I Feel Pretty (Abby Kohn and Mark Silverstein, 2018). The feature directorial debut from the screenwriting duo behind Never Been Kissed and a cluster of similarly high concept romantic comedies that beg to be avoidedI Feel Pretty aspires to some broader social commentary around its gimmick. It’s ultimately too muddled to deliver any effective arguments, though, making it a perpetrator of the sort of inane surface-level judgments it supposedly condemns. Amy Schumer plays an aspiring fashion industry worker hampered by her glum appraisal of her own beauty. A conk on the head jumbles her perception. Her appearance is unchanged, but when she looks in the mirror she sees a knockout, and the film charts the upward personal and professional movement she enjoys mostly, it seems, because her confidence spikes. Abby Kohn and Mark Silverstein are perfunctorily capable as directors, but deserve credit for casting Michelle Williams against expectations in a broadly comic role. Adopting a wispy, high voice and a stiff yet needy demeanor, Williams is thoroughly engaging, the film’s sole winning attribute.

 

first reformed

First Reformed (Paul Schrader, 2018). In a striking, flawed artistic comeback after several years adrift, Paul Schrader cribs liberally from preceding cinematic depictions of religious leaders (particularly classics by gloomy European masters) and injects the material with the grinding nihilism that comes with residing on a planet being made uninhabitable by humanity’s harsh hubris.

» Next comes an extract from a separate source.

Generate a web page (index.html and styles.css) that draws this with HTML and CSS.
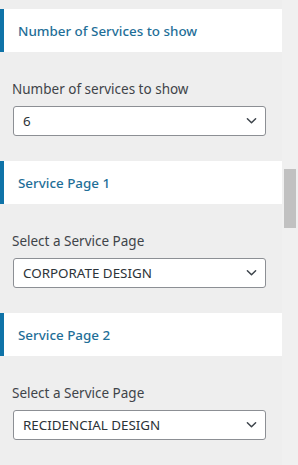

Reverend Toller (Ethan Hawke) is charged with presiding over a dinky church with a dwindling congregation. He is sinking into physical disrepair and psychological distress, which Schrader depicts with bracing acuity. For most of its running time, First Reformed is insightful and starkly potent. Then the third act arrives and the film veers into bonkers thematic tumult that echoes the trajectories of any number of Schrader’s many protagonists over the years. Charitably viewed as a honoring of signature, the closing stretch instead plays to me as a roughshod recycling that betrays an absence of ideas. The considerable strength of all that precedes it is sadly undermined.